Los cacaos
El domingo pasado apareció en El Tiempo, en página entera, un comunicado firmado por los más cacaos de los cacaos —la crema del chocolate— preguntando por qué el coronel retirado Plazas Vega continuaba encanado pese a que, según ellos, el fallo es arbitrario.
Como se sabe, el exoficial fue condenado por el delito de desaparición forzada de gente que salió viva en la retoma del Palacio de Justicia.
Para dejar en firme el juicio de los cacaos, el comandante de las Fuerzas Armadas, general Navas, calificó a Plazas Vega como un héroe nacional. Los firmantes del manifiesto están en su derecho de protestar por el veredicto condenatorio, pero es extraño que un general de tanta jerarquía trate de invalidar, por lo menos moralmente, la decisión de un juez de la República. Más extraño aún si se recuerda que el general Navas había declarado un día después de su posesión que no toleraría ninguna violación a los DD. HH. por parte de sus subordinados.
El pasado miércoles, El Colombiano publicó un editorial suscrito por José Félix Lafaurie, firmante de la carta y presidente de Fedegán, que aclara el verdadero sentido de la pregunta sobre la suerte del coronel Plazas Vega: la reforma del código penal militar para hacerlo más flexible, más laxo, menos severo. La tesis se desprende de la que se oye hace tiempo en los cuarteles: no se puede ganar una guerra sucia con armas limpias. O dicho de otra manera: hay que permitir el atropello a los derechos humanos y al derecho internacional humanitario para poder recuperar el orden. Una contradicción siniestra que sugiere que el delito sólo puede ser combatido eficazmente por fuera de la ley. En el fondo es la doctrina que el paramilitarismo ha defendido y que muchos de los cacaos consideran justa. Fue el camino que tomó Jorge Noguera: dado que un juez invalidó la detención de Alfredo Correa de Andreis, el exdirector del DAS facilitó su asesinato por parte de los paramilitares.
Los militares argumentan que la justicia civil no sabe de conductas militares y por tanto no puede fallar sobre ellas, que es como decir que porque los jueces no son empresarios no deben fallar en delitos mercantiles; o que por no ser médicos deberían abstenerse de fallar en casos de homicidios culposos por, digamos, dejar un bisturí en la barriga de un cliente operado de apendicitis. A ese paso llegamos a que sólo los ganaderos están habilitados para legislar en materia agrarias. Mejor dicho, ¿para qué leyes habiendo armas?

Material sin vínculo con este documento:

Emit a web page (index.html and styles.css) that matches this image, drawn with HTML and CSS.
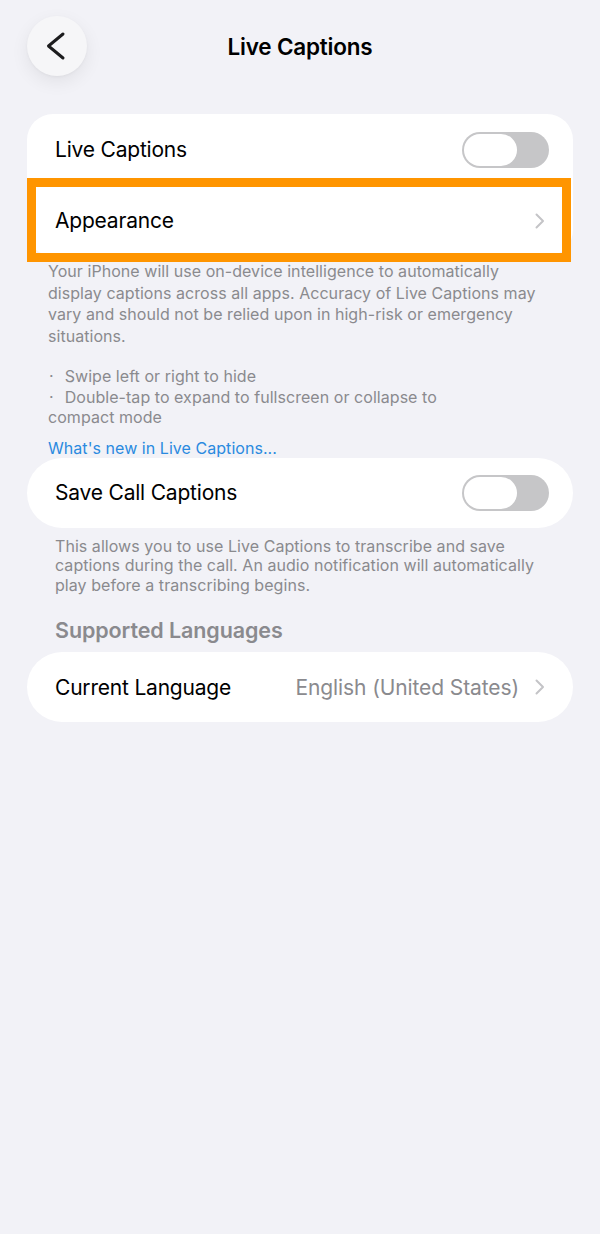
FILE: index.html
```html
<!DOCTYPE html>
<html lang="en">
<head>
<meta charset="utf-8">
<title>Live Captions</title>
<link rel="stylesheet" href="styles.css">
</head>
<body>
<div class="screen">
  <header class="nav">
    <button class="back" aria-label="Back">
      <svg width="60" height="60" viewBox="0 0 60 60"><path d="M36 18 L21.5 30 L36 42" fill="none" stroke="#1c1c1e" stroke-width="3" stroke-linecap="round" stroke-linejoin="round"/></svg>
    </button>
    <h1 class="title">Live Captions</h1>
  </header>

  <section class="card card-top">
    <div class="row">
      <span class="label">Live Captions</span>
      <span class="toggle"><span class="knob"></span></span>
    </div>
    <div class="row row-highlight">
      <span class="label">Appearance</span>
      <svg class="chev" width="10" height="16" viewBox="0 0 10 16"><path d="M1.5 1.5 L8 8 L1.5 14.5" fill="none" stroke="#c4c4c7" stroke-width="2" stroke-linecap="round" stroke-linejoin="round"/></svg>
      <span class="highlight"></span>
    </div>
  </section>

  <div class="footer footer-main">
    <p class="para">Your iPhone will use on-device intelligence to automatically display captions across all apps. Accuracy of Live Captions may vary and should not be relied upon in high-risk or emergency situations.</p>
    <ul class="bullets">
      <li>Swipe left or right to hide</li>
      <li>Double-tap to expand to fullscreen or collapse to compact mode</li>
    </ul>
    <a class="link" href="#">What's new in Live Captions...</a>
  </div>

  <section class="card card-pill">
    <div class="row">
      <span class="label">Save Call Captions</span>
      <span class="toggle"><span class="knob"></span></span>
    </div>
  </section>

  <p class="footer footer-call">This allows you to use Live Captions to transcribe and save captions during the call. An audio notification will automatically play before a transcribing begins.</p>

  <h2 class="section-head">Supported Languages</h2>

  <section class="card card-pill">
    <div class="row">
      <span class="label">Current Language</span>
      <span class="value">English (United States)</span>
      <svg class="chev" width="10" height="16" viewBox="0 0 10 16"><path d="M1.5 1.5 L8 8 L1.5 14.5" fill="none" stroke="#c4c4c7" stroke-width="2" stroke-linecap="round" stroke-linejoin="round"/></svg>
    </div>
  </section>
</div>
</body>
</html>
```

FILE: styles.css
```css
* { box-sizing: border-box; }

html, body {
  margin: 0;
  padding: 0;
  background: #f2f2f7;
}

body {
  font-family: Inter, "Noto Sans", "Liberation Sans", sans-serif;
  color: #000;
  -webkit-font-smoothing: antialiased;
}

.screen {
  width: 600px;
  min-height: 1234px;
  padding: 16px 27px 0 27px;
}

.nav {
  position: relative;
  height: 60px;
  display: flex;
  align-items: center;
  justify-content: center;
}

.back {
  position: absolute;
  left: 0;
  top: 0;
  width: 60px;
  height: 60px;
  padding: 0;
  border: none;
  border-radius: 50%;
  background: #f6f6f8;
  box-shadow: 0 6px 18px rgba(0, 0, 0, 0.07), 0 1px 3px rgba(0, 0, 0, 0.04);
  display: flex;
}

.title {
  margin: 0;
  font-size: 22.5px;
  font-weight: 600;
  letter-spacing: -0.2px;
  color: #000;
}

.card {
  background: #fff;
  overflow: visible;
}

.card-top {
  margin-top: 38px;
  border-radius: 26px;
}

.card-pill {
  border-radius: 35px;
}

.row {
  position: relative;
  height: 71px;
  display: flex;
  align-items: center;
  padding: 0 24px 0 28px;
}

.card-pill .row {
  height: 70px;
}

.label {
  flex: 1;
  font-size: 21px;
  letter-spacing: -0.2px;
  color: #000;
}

.value {
  font-size: 21px;
  letter-spacing: -0.1px;
  color: #8a8a8e;
  margin-right: 16px;
}

.chev {
  flex: none;
  margin-right: 4px;
}

.toggle {
  flex: none;
  position: relative;
  width: 87px;
  height: 36px;
  border-radius: 18px;
  background: #c6c6c8;
  padding: 2px;
  display: flex;
}

.knob {
  width: 53px;
  height: 32px;
  border-radius: 16px;
  background: #fff;
}

.highlight {
  position: absolute;
  left: 0;
  right: 2px;
  top: -7px;
  bottom: -6px;
  border: 9px solid #ff9500;
  pointer-events: none;
}

.footer {
  color: #8a8a8e;
  font-size: 16px;
  letter-spacing: 0.05px;
}

.footer-main {
  padding: 5px 20px 0 21px;
}

.para {
  margin: 0;
  line-height: 21.5px;
}

.bullets {
  list-style: none;
  margin: 19px 0 0 0;
  padding: 0 70px 0 0;
  line-height: 20.5px;
}

.bullets li {
  margin: 0;
}

.bullets li::before {
  content: "\00B7";
  margin-left: 1px;
  margin-right: 11px;
}

.link {
  display: block;
  margin-top: 10px;
  color: #2a8ae0;
  text-decoration: none;
  line-height: 20px;
}

.footer-call {
  margin: 9px 0 0 0;
  padding: 0 20px 0 28px;
  line-height: 19.5px;
}

.section-head {
  margin: 23px 0 10px 0;
  padding-left: 28px;
  font-size: 21.5px;
  font-weight: 600;
  line-height: 24px;
  letter-spacing: -0.1px;
  color: #8a8a8e;
}
```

Uno de los grandes logros de los constituyentes del 91 fue la abolición de la justicia castrense para civiles y la regulación de competencias entre lo civil y lo militar. Tres días después de posesionado, Santos firmó la ley que sancionó la reforma de Código Penal Militar, pero todo indica que no ha sido aceptada por los altos mandos, que consideran que los incursos en delitos como los falsos positivos y las desapariciones forzadas no han tenido suficientes garantías procesales y por tanto la tropa está desmoralizada y así no puede combatir. Los militares continúan así agitando el llamado síndrome de procuraduría bajo otra fórmula: la guerra —dicen— se está perdiendo en los juzgados, por tanto, no debemos ir a los juzgados. Es una manera clásica de continuar la guerra. La impunidad es el mejor combustible de esa hoguera. ¿No es curioso que cada vez que se abre una hendija de esperanza de arreglo civil del conflicto, los militares salgan a pedir garantías para poder hacer la guerra a su manera? La realidad real es que cada cierto tiempo que se pone en evidencia el empantanamiento recurrente de las políticas bélicas, se ataca a la justicia civil como causa de las derrotas.